All the data must come back unchanged, except that pictures are left out.
== DATA SHOWN
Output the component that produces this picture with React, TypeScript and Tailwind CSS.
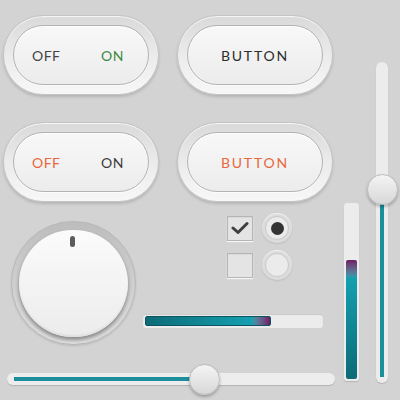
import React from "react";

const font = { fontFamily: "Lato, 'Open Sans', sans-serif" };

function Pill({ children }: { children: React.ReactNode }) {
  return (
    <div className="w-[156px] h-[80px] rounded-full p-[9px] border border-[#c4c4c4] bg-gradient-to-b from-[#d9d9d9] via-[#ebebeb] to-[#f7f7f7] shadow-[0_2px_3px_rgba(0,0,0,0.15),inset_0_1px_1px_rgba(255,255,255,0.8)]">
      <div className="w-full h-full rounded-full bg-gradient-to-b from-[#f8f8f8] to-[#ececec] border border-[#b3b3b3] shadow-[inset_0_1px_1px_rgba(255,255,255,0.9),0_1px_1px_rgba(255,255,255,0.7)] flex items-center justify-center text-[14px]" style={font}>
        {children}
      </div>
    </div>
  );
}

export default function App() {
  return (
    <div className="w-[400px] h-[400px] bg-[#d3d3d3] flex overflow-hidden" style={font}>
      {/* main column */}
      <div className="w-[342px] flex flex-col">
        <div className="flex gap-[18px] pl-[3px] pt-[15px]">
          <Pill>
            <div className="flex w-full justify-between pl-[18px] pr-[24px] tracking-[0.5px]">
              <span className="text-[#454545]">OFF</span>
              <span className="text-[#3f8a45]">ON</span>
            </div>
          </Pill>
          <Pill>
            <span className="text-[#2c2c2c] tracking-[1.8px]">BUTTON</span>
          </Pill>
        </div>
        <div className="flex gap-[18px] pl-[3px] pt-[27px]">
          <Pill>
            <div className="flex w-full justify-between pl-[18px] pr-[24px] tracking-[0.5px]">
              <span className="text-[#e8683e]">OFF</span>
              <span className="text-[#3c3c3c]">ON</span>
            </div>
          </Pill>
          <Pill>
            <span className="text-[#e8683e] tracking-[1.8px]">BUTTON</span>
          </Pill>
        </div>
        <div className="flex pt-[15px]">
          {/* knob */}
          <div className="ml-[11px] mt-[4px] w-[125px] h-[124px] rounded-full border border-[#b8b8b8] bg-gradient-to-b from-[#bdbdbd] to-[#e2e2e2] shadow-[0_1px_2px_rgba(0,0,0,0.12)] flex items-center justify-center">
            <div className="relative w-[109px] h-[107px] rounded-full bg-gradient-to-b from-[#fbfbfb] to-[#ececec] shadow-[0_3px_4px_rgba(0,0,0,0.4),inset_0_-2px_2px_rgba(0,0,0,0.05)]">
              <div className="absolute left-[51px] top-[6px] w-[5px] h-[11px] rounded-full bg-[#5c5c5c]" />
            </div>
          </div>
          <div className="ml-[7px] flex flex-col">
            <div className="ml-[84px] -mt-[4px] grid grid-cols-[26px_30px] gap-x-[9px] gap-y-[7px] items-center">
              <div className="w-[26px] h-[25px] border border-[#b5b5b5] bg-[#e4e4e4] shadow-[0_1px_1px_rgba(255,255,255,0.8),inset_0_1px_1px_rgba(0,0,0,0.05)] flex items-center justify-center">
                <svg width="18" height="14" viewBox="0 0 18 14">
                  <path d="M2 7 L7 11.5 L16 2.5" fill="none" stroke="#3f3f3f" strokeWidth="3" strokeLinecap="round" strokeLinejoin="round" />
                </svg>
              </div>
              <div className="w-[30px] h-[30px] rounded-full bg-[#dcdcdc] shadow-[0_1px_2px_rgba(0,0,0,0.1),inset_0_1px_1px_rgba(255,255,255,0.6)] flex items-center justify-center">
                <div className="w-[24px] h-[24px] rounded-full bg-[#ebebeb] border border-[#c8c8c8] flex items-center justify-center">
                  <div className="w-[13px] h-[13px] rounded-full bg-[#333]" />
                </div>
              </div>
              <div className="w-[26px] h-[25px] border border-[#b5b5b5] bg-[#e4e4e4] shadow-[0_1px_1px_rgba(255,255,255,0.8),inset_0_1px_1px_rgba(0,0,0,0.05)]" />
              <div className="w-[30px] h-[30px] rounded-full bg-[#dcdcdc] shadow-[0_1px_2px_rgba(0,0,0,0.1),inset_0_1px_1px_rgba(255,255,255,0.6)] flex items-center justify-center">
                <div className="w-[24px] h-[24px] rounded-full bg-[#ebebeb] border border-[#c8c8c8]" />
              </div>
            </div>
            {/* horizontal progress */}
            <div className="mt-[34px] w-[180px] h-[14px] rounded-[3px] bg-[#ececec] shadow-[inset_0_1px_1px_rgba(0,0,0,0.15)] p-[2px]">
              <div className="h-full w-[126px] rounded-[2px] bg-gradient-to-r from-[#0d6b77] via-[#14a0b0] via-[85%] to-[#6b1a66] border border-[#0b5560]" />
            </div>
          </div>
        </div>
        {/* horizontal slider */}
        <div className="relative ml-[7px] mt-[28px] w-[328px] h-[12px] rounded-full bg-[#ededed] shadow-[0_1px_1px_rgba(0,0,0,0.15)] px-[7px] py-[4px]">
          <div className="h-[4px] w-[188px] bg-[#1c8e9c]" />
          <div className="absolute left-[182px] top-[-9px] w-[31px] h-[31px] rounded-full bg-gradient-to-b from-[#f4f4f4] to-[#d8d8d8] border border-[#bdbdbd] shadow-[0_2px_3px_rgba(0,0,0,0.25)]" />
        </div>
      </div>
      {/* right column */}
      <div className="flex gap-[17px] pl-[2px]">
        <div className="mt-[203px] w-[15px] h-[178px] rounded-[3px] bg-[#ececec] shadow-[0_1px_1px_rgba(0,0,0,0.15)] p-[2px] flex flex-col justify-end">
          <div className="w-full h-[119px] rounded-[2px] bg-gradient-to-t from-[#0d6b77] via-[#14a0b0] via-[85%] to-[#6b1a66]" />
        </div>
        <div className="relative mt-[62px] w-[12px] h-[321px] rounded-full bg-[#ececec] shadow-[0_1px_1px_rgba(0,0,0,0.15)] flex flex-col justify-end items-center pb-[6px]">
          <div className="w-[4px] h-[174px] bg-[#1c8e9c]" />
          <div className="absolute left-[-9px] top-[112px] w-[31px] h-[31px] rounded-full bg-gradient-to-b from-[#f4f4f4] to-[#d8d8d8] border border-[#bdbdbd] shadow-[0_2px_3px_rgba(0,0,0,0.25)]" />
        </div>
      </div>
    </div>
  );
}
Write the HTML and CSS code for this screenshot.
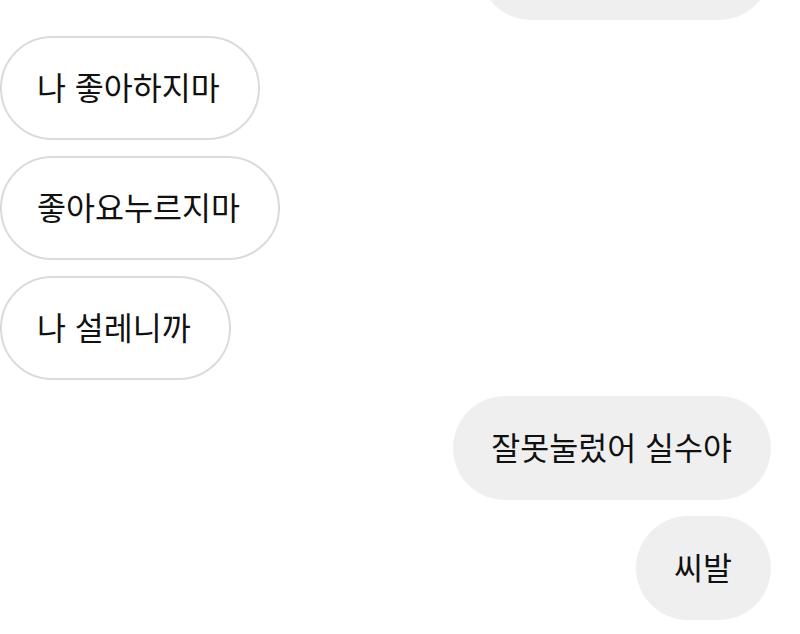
====
◆ CORRECT OUTPUT
Output the component that produces this picture with React, TypeScript and Tailwind CSS.
import React from "react";

const font = { fontFamily: "Lato, 'Open Sans', sans-serif" };

function Pill({ children }: { children: React.ReactNode }) {
  return (
    <div className="w-[156px] h-[80px] rounded-full p-[9px] border border-[#c4c4c4] bg-gradient-to-b from-[#d9d9d9] via-[#ebebeb] to-[#f7f7f7] shadow-[0_2px_3px_rgba(0,0,0,0.15),inset_0_1px_1px_rgba(255,255,255,0.8)]">
      <div className="w-full h-full rounded-full bg-gradient-to-b from-[#f8f8f8] to-[#ececec] border border-[#b3b3b3] shadow-[inset_0_1px_1px_rgba(255,255,255,0.9),0_1px_1px_rgba(255,255,255,0.7)] flex items-center justify-center text-[14px]" style={font}>
        {children}
      </div>
    </div>
  );
}

export default function App() {
  return (
    <div className="w-[400px] h-[400px] bg-[#d3d3d3] flex overflow-hidden" style={font}>
      {/* main column */}
      <div className="w-[342px] flex flex-col">
        <div className="flex gap-[18px] pl-[3px] pt-[15px]">
          <Pill>
            <div className="flex w-full justify-between pl-[18px] pr-[24px] tracking-[0.5px]">
              <span className="text-[#454545]">OFF</span>
              <span className="text-[#3f8a45]">ON</span>
            </div>
          </Pill>
          <Pill>
            <span className="text-[#2c2c2c] tracking-[1.8px]">BUTTON</span>
          </Pill>
        </div>
        <div className="flex gap-[18px] pl-[3px] pt-[27px]">
          <Pill>
            <div className="flex w-full justify-between pl-[18px] pr-[24px] tracking-[0.5px]">
              <span className="text-[#e8683e]">OFF</span>
              <span className="text-[#3c3c3c]">ON</span>
            </div>
          </Pill>
          <Pill>
            <span className="text-[#e8683e] tracking-[1.8px]">BUTTON</span>
          </Pill>
        </div>
        <div className="flex pt-[15px]">
          {/* knob */}
          <div className="ml-[11px] mt-[4px] w-[125px] h-[124px] rounded-full border border-[#b8b8b8] bg-gradient-to-b from-[#bdbdbd] to-[#e2e2e2] shadow-[0_1px_2px_rgba(0,0,0,0.12)] flex items-center justify-center">
            <div className="relative w-[109px] h-[107px] rounded-full bg-gradient-to-b from-[#fbfbfb] to-[#ececec] shadow-[0_3px_4px_rgba(0,0,0,0.4),inset_0_-2px_2px_rgba(0,0,0,0.05)]">
              <div className="absolute left-[51px] top-[6px] w-[5px] h-[11px] rounded-full bg-[#5c5c5c]" />
            </div>
          </div>
          <div className="ml-[7px] flex flex-col">
            <div className="ml-[84px] -mt-[4px] grid grid-cols-[26px_30px] gap-x-[9px] gap-y-[7px] items-center">
              <div className="w-[26px] h-[25px] border border-[#b5b5b5] bg-[#e4e4e4] shadow-[0_1px_1px_rgba(255,255,255,0.8),inset_0_1px_1px_rgba(0,0,0,0.05)] flex items-center justify-center">
                <svg width="18" height="14" viewBox="0 0 18 14">
                  <path d="M2 7 L7 11.5 L16 2.5" fill="none" stroke="#3f3f3f" strokeWidth="3" strokeLinecap="round" strokeLinejoin="round" />
                </svg>
              </div>
              <div className="w-[30px] h-[30px] rounded-full bg-[#dcdcdc] shadow-[0_1px_2px_rgba(0,0,0,0.1),inset_0_1px_1px_rgba(255,255,255,0.6)] flex items-center justify-center">
                <div className="w-[24px] h-[24px] rounded-full bg-[#ebebeb] border border-[#c8c8c8] flex items-center justify-center">
                  <div className="w-[13px] h-[13px] rounded-full bg-[#333]" />
                </div>
              </div>
              <div className="w-[26px] h-[25px] border border-[#b5b5b5] bg-[#e4e4e4] shadow-[0_1px_1px_rgba(255,255,255,0.8),inset_0_1px_1px_rgba(0,0,0,0.05)]" />
              <div className="w-[30px] h-[30px] rounded-full bg-[#dcdcdc] shadow-[0_1px_2px_rgba(0,0,0,0.1),inset_0_1px_1px_rgba(255,255,255,0.6)] flex items-center justify-center">
                <div className="w-[24px] h-[24px] rounded-full bg-[#ebebeb] border border-[#c8c8c8]" />
              </div>
            </div>
            {/* horizontal progress */}
            <div className="mt-[34px] w-[180px] h-[14px] rounded-[3px] bg-[#ececec] shadow-[inset_0_1px_1px_rgba(0,0,0,0.15)] p-[2px]">
              <div className="h-full w-[126px] rounded-[2px] bg-gradient-to-r from-[#0d6b77] via-[#14a0b0] via-[85%] to-[#6b1a66] border border-[#0b5560]" />
            </div>
          </div>
        </div>
        {/* horizontal slider */}
        <div className="relative ml-[7px] mt-[28px] w-[328px] h-[12px] rounded-full bg-[#ededed] shadow-[0_1px_1px_rgba(0,0,0,0.15)] px-[7px] py-[4px]">
          <div className="h-[4px] w-[188px] bg-[#1c8e9c]" />
          <div className="absolute left-[182px] top-[-9px] w-[31px] h-[31px] rounded-full bg-gradient-to-b from-[#f4f4f4] to-[#d8d8d8] border border-[#bdbdbd] shadow-[0_2px_3px_rgba(0,0,0,0.25)]" />
        </div>
      </div>
      {/* right column */}
      <div className="flex gap-[17px] pl-[2px]">
        <div className="mt-[203px] w-[15px] h-[178px] rounded-[3px] bg-[#ececec] shadow-[0_1px_1px_rgba(0,0,0,0.15)] p-[2px] flex flex-col justify-end">
          <div className="w-full h-[119px] rounded-[2px] bg-gradient-to-t from-[#0d6b77] via-[#14a0b0] via-[85%] to-[#6b1a66]" />
        </div>
        <div className="relative mt-[62px] w-[12px] h-[321px] rounded-full bg-[#ececec] shadow-[0_1px_1px_rgba(0,0,0,0.15)] flex flex-col justify-end items-center pb-[6px]">
          <div className="w-[4px] h-[174px] bg-[#1c8e9c]" />
          <div className="absolute left-[-9px] top-[112px] w-[31px] h-[31px] rounded-full bg-gradient-to-b from-[#f4f4f4] to-[#d8d8d8] border border-[#bdbdbd] shadow-[0_2px_3px_rgba(0,0,0,0.25)]" />
        </div>
      </div>
    </div>
  );
}
Write the HTML and CSS code for this screenshot.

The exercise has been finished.